True, it doesn't show us the details, but it's a task manager nevertheless, since it can be used to close misbehaving apps and/or apps we think are using resources in the background. Apple says so:
Right, but on a traditional multi-tasking computer the user constantly has to close even well-behaving applications or else the multitude of running apps will use up all recourses. That's why Apple developed a new Process Model for OS X 10.7 Lion. Please read this page:
John Siracusa Review - OS X Lion: Process Model
The difference between iOS and OS X is that things like Automatic Termination, Autosave and Document Restore aren't opt-in on iOS. That's how all iOS apps must work. At any time by the push of a home button the app must be ready to be suspended and later terminated without losing any data or unfinished operations. And it must preserve its state to pick up where you left. It just works, because there is technology which makes everything work automatically. We so easily forget how it was when you could quit an application before saving your files and losing all your work. Smartphone users don't need to worry about that anymore.
When Jobs said, "If you see a task manager they blew it", what he really meant was "If you know it's a task manager, they blew it." Apple's problem was that their Home button was originally their single task killer, but that wonderfully simple hidden process reset method would not work with actual multitasking.

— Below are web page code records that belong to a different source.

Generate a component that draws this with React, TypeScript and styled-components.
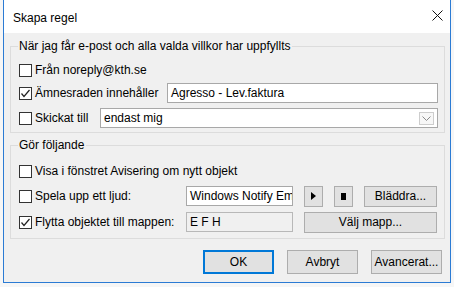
import styled, { createGlobalStyle } from "styled-components";

const GlobalStyle = createGlobalStyle`
  html, body {
    margin: 0;
    padding: 0;
    background: #f6f6f6;
  }
  body {
    font-family: "Liberation Sans", Arial, sans-serif;
    font-size: 12px;
    color: #000;
  }
`;

function CheckMark() {
  return (
    <svg width="11" height="11" viewBox="0 0 11 11">
      <polyline
        points="1.5,5.5 4,8.5 9.5,2"
        fill="none"
        stroke="#222"
        strokeWidth="1.2"
      />
    </svg>
  );
}

function CheckBox({ checked }: { checked?: boolean }) {
  return <Box>{checked && <CheckMark />}</Box>;
}

function App() {
  return (
    <>
      <GlobalStyle />
      <Window>
        <TitleBar>
          <Title>Skapa regel</Title>
          <CloseButton>
            <svg width="11" height="11" viewBox="0 0 11 11">
              <path d="M0.5 0.5 L10.5 10.5 M10.5 0.5 L0.5 10.5" stroke="#111" strokeWidth="1" />
            </svg>
          </CloseButton>
        </TitleBar>
        <Body>
          <Group $bottom={4}>
            <Legend>När jag får e-post och alla valda villkor har uppfyllts</Legend>
            <Row $top={6}>
              <CheckBox />
              <Label>Från noreply@kth.se</Label>
            </Row>
            <Row $top={3}>
              <CheckBox checked />
              <Label $width={132}>Ämnesraden innehåller</Label>
              <TextBox $width={271}>Agresso - Lev.faktura</TextBox>
            </Row>
            <Row $top={5}>
              <CheckBox />
              <Label $width={65}>Skickat till</Label>
              <Combo>
                <span>endast mig</span>
                <DropButton>
                  <svg width="9" height="5" viewBox="0 0 9 5">
                    <polyline points="0.5,0.5 4.5,4.5 8.5,0.5" fill="none" stroke="#8a8a8a" strokeWidth="1" />
                  </svg>
                </DropButton>
              </Combo>
            </Row>
          </Group>
          <Group $top={5} $bottom={6}>
            <Legend>Gör följande</Legend>
            <Row $top={8}>
              <CheckBox />
              <Label>Visa i fönstret Avisering om nytt objekt</Label>
            </Row>
            <Row $top={5}>
              <CheckBox />
              <Label $width={151}>Spela upp ett ljud:</Label>
              <TextBox $width={107}>Windows Notify Em</TextBox>
              <Button $width={19} $left={11}>
                <svg width="5" height="8" viewBox="0 0 5 8">
                  <polygon points="0,0 5,4 0,8" fill="#000" />
                </svg>
              </Button>
              <Button $width={19} $left={11}>
                <svg width="5" height="7" viewBox="0 0 5 7">
                  <rect width="5" height="7" fill="#000" />
                </svg>
              </Button>
              <Button $width={73} $left={11}>Bläddra...</Button>
            </Row>
            <Row $top={6}>
              <CheckBox checked />
              <Label $width={151}>Flytta objektet till mappen:</Label>
              <TextBox $width={107} $readOnly>E F H</TextBox>
              <Button $width={133} $left={11}>Välj mapp...</Button>
            </Row>
          </Group>
          <Footer>
            <Button $width={71} $default>OK</Button>
            <Button $width={71}>Avbryt</Button>
            <Button $width={71}>Avancerat...</Button>
          </Footer>
        </Body>
      </Window>
    </>
  );
}

const Window = styled.div`
  margin-left: 3px;
  width: 446px;
  height: 282px;
  border: 1px solid #2b7bd4;
  border-top: 0;
  display: flex;
  flex-direction: column;
  background: #f0f0f0;
`;

const TitleBar = styled.div`
  height: 33px;
  background: #fff;
  display: flex;
  align-items: center;
  justify-content: space-between;
  padding: 0 7px 0 9px;
  flex-shrink: 0;
`;

const Title = styled.div`
  font-size: 12px;
  padding-top: 2px;
`;

const CloseButton = styled.div`
  width: 11px;
  height: 11px;
  margin-top: -2px;
  display: flex;
`;

const Body = styled.div`
  flex: 1;
  padding: 6px 5px 0 6px;
  display: flex;
  flex-direction: column;
`;

const Group = styled.fieldset<{ $top?: number; $bottom?: number }>`
  margin: ${(p) => p.$top ?? 0}px 0 0 0;
  padding: 0 6px ${(p) => p.$bottom ?? 0}px 7px;
  border: 1px solid #dcdcdc;
  min-width: 0;
`;

const Legend = styled.legend`
  padding: 0 2px 0 1px;
  line-height: 15px;
  font-size: 12px;
`;

const Row = styled.div<{ $top?: number }>`
  display: flex;
  align-items: center;
  height: 20px;
  margin-top: ${(p) => p.$top ?? 0}px;
  padding-left: 1px;
`;

const Box = styled.div`
  width: 11px;
  height: 11px;
  border: 1px solid #333;
  background: #fff;
  display: flex;
  align-items: center;
  justify-content: center;
  flex-shrink: 0;
`;

const Label = styled.span<{ $width?: number }>`
  margin-left: 3px;
  white-space: nowrap;
  ${(p) => (p.$width ? `width: ${p.$width}px;` : "")}
  flex-shrink: 0;
`;

const TextBox = styled.div<{ $width: number; $readOnly?: boolean }>`
  width: ${(p) => p.$width}px;
  height: 20px;
  box-sizing: border-box;
  border: 1px solid ${(p) => (p.$readOnly ? "#b8b8b8" : "#a8a8a8")};
  background: ${(p) => (p.$readOnly ? "#f0f0f0" : "#fff")};
  padding: 0 3px;
  display: flex;
  align-items: center;
  white-space: nowrap;
  overflow: hidden;
  flex-shrink: 0;
`;

const Combo = styled.div`
  width: 338px;
  height: 20px;
  box-sizing: border-box;
  border: 1px solid #a8a8a8;
  background: #fff;
  padding: 0 3px 0 3px;
  display: flex;
  align-items: center;
  justify-content: space-between;
`;

const DropButton = styled.div`
  width: 15px;
  height: 13px;
  box-sizing: border-box;
  border: 1px solid #cdcdcd;
  background: #f7f7f7;
  display: flex;
  align-items: center;
  justify-content: center;
`;

const Button = styled.div<{ $width: number; $left?: number; $default?: boolean }>`
  width: ${(p) => p.$width}px;
  height: 21px;
  margin-left: ${(p) => p.$left ?? 0}px;
  box-sizing: border-box;
  border: 1px solid #adadad;
  ${(p) => (p.$default ? "box-shadow: inset 0 0 0 1px #0078d7; border-color: #0078d7;" : "")}
  background: #e1e1e1;
  display: flex;
  align-items: center;
  justify-content: center;
  white-space: nowrap;
  flex-shrink: 0;
`;

const Footer = styled.div`
  display: flex;
  justify-content: flex-end;
  gap: 13px;
  margin-top: 11px;
  padding-right: 3px;
  & > div {
    height: 24px;
  }
`;

export default App;
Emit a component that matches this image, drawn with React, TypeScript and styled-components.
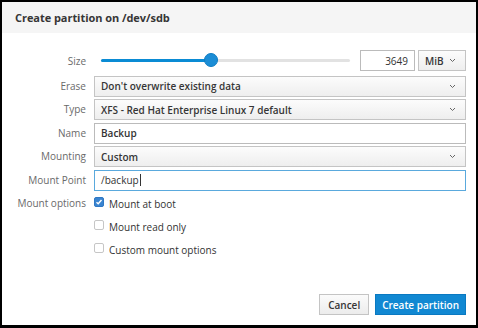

False, it was actually a huge innovation that iOS is predominantly a single-tasking OS. That's what made it all work on such limited hardware resources. With split screen multitasking on iPad it's now effectively a dual-tasking OS, but still not triple-tasking. There are a few exceptions like background audio multitasking and picture in picture video multitasking, but for the main part only system processes can run at the same time.
You seem to want to vaguely define a smartphone as one that is easier to use, whatever that means. Heck, today's iPhone with its hidden gestures might well have been seen as _not_ so easy to use back in 2007.
Not just easier, but easy enough that a user without any knowledge about computers will be able to use the device without ever running into any problems, given all apps follow the rules of the OS. That's a smartphone in a nutshell. Yes iOS has a problem with hidden gestures, but that's what 3D Touch was developed for, to be a kind of right-click alternative to normal tapping.
Easiness is not what defines a smartphone. If it were, then the iPhone's inability to do certain things as easily as you can on other smartphones, would lower its rank to a feature phone by your definition.
I'm talking easier by a magnitude, not by a little. And that includes the system as a whole, not just certain aspects of it. If Android was truly easier than iOS, than one couldn't write headlines like this:
Android’s back button is still a ball of confusion and inconsistency
But yes, if we start using the term smartphone for something that is substantially different from the smartphones of today, lets say Siri becomes a true AI and everything is controlled by voice commands, than the rank of current smartphones will be lowered to deafphones. And the device who started this development will be the new first smartphone with all inventor credentials.
In any case, let's save this for its own thread, instead of derailing this one.
Oh yes, the iPhone SE. The best small phone from the company who invented the smartphone. Power button on top, no protruding camera, useable with one hand. This is what's the closest to the original iPhone concept and therefore I love it.